Book your personalized demo today to find out how Atlan can help your organization in establishing and scaling data governance programs.


FAQs about data governance vs data management #

1. What is the difference between data governance and data management? #


Data governance focuses on setting policies, procedures, and standards for managing data, ensuring its security, quality, and compliance. Data management involves the operational aspects, such as storing, organizing, and maintaining data.

2. How do data governance and data management work together? #


Data governance provides the framework and rules, while data management executes these rules operationally. Together, they ensure data is reliable, secure, and aligns with organizational goals.

3. How do data governance and data management impact compliance? #


Data governance ensures that data policies align with regulatory requirements, while data management implements these policies in day-to-day operations.
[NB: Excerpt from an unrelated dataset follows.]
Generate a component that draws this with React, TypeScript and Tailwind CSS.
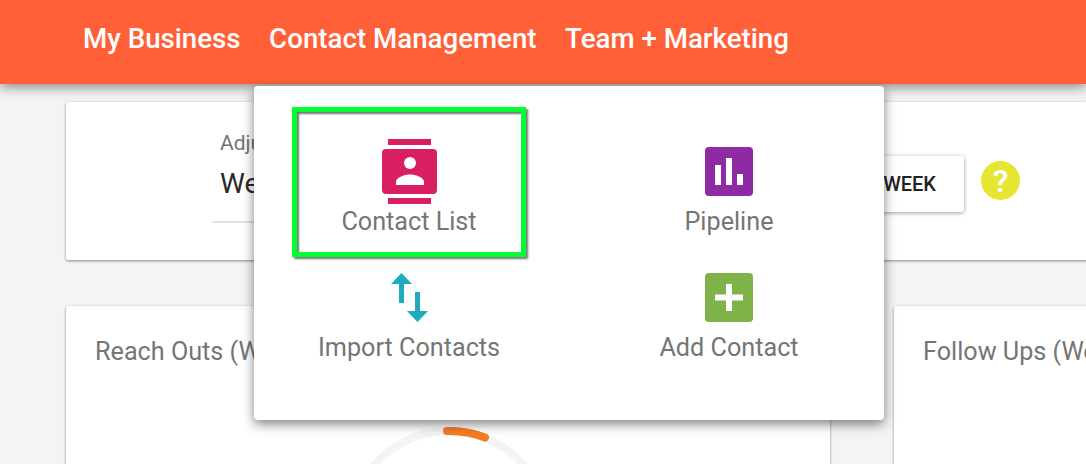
export default function App() {
  const roboto = "font-['Roboto',sans-serif]";
  return (
    <div className={`relative h-[464px] w-[1086px] overflow-hidden bg-[#f4f4f4] ${roboto}`}>
      <header className="relative z-10 flex h-[84px] items-center gap-[28.5px] bg-[#ff6037] pb-[7px] pl-[83px] text-[27.7px] font-medium text-white shadow-[0_3px_12px_rgba(0,0,0,0.45)]">
        <span>My Business</span>
        <span>Contact Management</span>
        <span>Team + Marketing</span>
      </header>

      <main className="pl-[66px] pt-[18px]">
        <section className="flex h-[158px] w-[1040px] rounded-[2px] bg-white pl-[146px] shadow-[0_1px_3px_rgba(0,0,0,0.45)]">
          <div className="w-[480px] pt-[27px]">
            <div className="pl-[8px] text-[21px] leading-[28px] text-[#757575]">Adjust</div>
            <div className="mt-[10px] border-b-2 border-[#e3e3e3] pb-[20px] pl-[8px] text-[28px] leading-[34px] text-[#2a2a2a]">Week</div>
          </div>
          <div className="ml-[82px] mt-[54px] flex h-[56px] w-[190px] items-center justify-end rounded-[3px] bg-white pr-[28px] text-[20px] font-medium text-[#222222] shadow-[0_1px_4px_rgba(0,0,0,0.4)]">
            THIS WEEK
          </div>
          <div className="ml-[17px] mt-[59px] flex h-[39px] w-[39px] items-center justify-center rounded-full bg-[#e6e632] text-[32px] font-medium leading-none text-white">?</div>
        </section>

        <div className="mt-[46px] flex gap-[64px]">
          <section className="h-[300px] w-[764px] shrink-0 rounded-[2px] bg-white pl-[29px] pt-[29px] shadow-[0_1px_3px_rgba(0,0,0,0.45)]">
            <div className="text-[25.2px] leading-[34px] text-[#757575]">Reach Outs (Weekly)</div>
            <svg className="ml-[251px] mt-[58px] block" width="206" height="206" viewBox="0 0 206 206" fill="none">
              <circle cx="103" cy="103" r="99" stroke="#f4f4f4" strokeWidth="8" />
              <path d="M101 4 A99 99 0 0 1 139 10.500" stroke="#f57c26" strokeWidth="8" strokeLinecap="round" />
            </svg>
          </section>
          <section className="h-[300px] w-[300px] shrink-0 rounded-[2px] bg-white pl-[29px] pt-[29px] shadow-[0_1px_3px_rgba(0,0,0,0.45)]">
            <div className="whitespace-nowrap text-[25.2px] leading-[34px] text-[#757575]">Follow Ups (Weekly)</div>
          </section>
        </div>
      </main>

      <nav className="absolute left-[254px] top-[86px] z-20 grid h-[334px] w-[630px] grid-cols-[310px_310px] content-start gap-x-[10px] rounded-[4px] bg-white pt-[21px] text-[25.2px] leading-[34px] text-[#757575] shadow-[0_4px_12px_rgba(0,0,0,0.5)]">
        <div className="ml-[38px] flex h-[150px] w-[234px] flex-col items-center border-[5px] border-[#00ff33] pt-[27px] shadow-[2px_2px_2px_rgba(0,0,0,0.55),inset_2px_2px_2px_rgba(0,0,0,0.55)]">
          <svg width="55" height="65" viewBox="0 0 55 65" className="block">
            <rect x="6" y="0" width="43" height="6" fill="#d81f63" />
            <rect x="6" y="59" width="43" height="6" fill="#d81f63" />
            <rect x="0" y="10" width="55" height="45" rx="4" fill="#d81f63" />
            <circle cx="28" cy="24" r="6" fill="#fff" />
            <path d="M14 46 v-3 c0-5 9-7.500 14-7.500 s14 2.500 14 7.500 v3 z" fill="#fff" />
          </svg>
          <span className="mt-[1px]">Contact List</span>
        </div>

        <div className="flex flex-col items-center pt-[40px]">
          <svg width="48" height="49" viewBox="0 0 48 49" className="block">
            <rect width="48" height="49" rx="4" fill="#8e2aa3" />
            <rect x="10" y="18" width="6" height="20" fill="#fff" />
            <rect x="21" y="11" width="6" height="27" fill="#fff" />
            <rect x="32" y="27" width="6" height="11" fill="#fff" />
          </svg>
          <span className="mt-[9px]">Pipeline</span>
        </div>

        <div className="flex flex-col items-center pt-[16px]">
          <svg width="37" height="49" viewBox="0 0 37 49" className="block">
            <path d="M10.500 0 L21 11 H13 V30 H8 V11 H0 Z" fill="#1eabc0" />
            <path d="M24 19 H29 V38 H37 L26.500 49 L16 38 H24 Z" fill="#1eabc0" />
          </svg>
          <span className="mt-[9px]">Import Contacts</span>
        </div>

        <div className="flex flex-col items-center pt-[16px]">
          <svg width="48" height="49" viewBox="0 0 48 49" className="block">
            <rect width="48" height="49" rx="4" fill="#7fb34a" />
            <rect x="10" y="21.500" width="28" height="6" fill="#fff" />
            <rect x="21" y="11" width="6" height="27" fill="#fff" />
          </svg>
          <span className="mt-[9px]">Add Contact</span>
        </div>
      </nav>
    </div>
  );
}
This synergy helps organizations maintain compliance with data protection laws such as GDPR and HIPAA.

4. What are the roles of data governance vs. data management? #


Data governance involves establishing policies, accountability, and compliance measures, while data management includes data processing, integration, and storage to meet these governance standards.

5. How do organizations implement both data governance and management frameworks? #


Organizations often adopt frameworks like DAMA-DMBOK for data management and establish data governance committees to set and enforce policies, ensuring cohesive implementation.

6. What challenges arise when aligning data governance with data management? #


Key challenges include ensuring stakeholder buy-in, maintaining data quality across silos, and aligning governance policies with evolving data management technologies.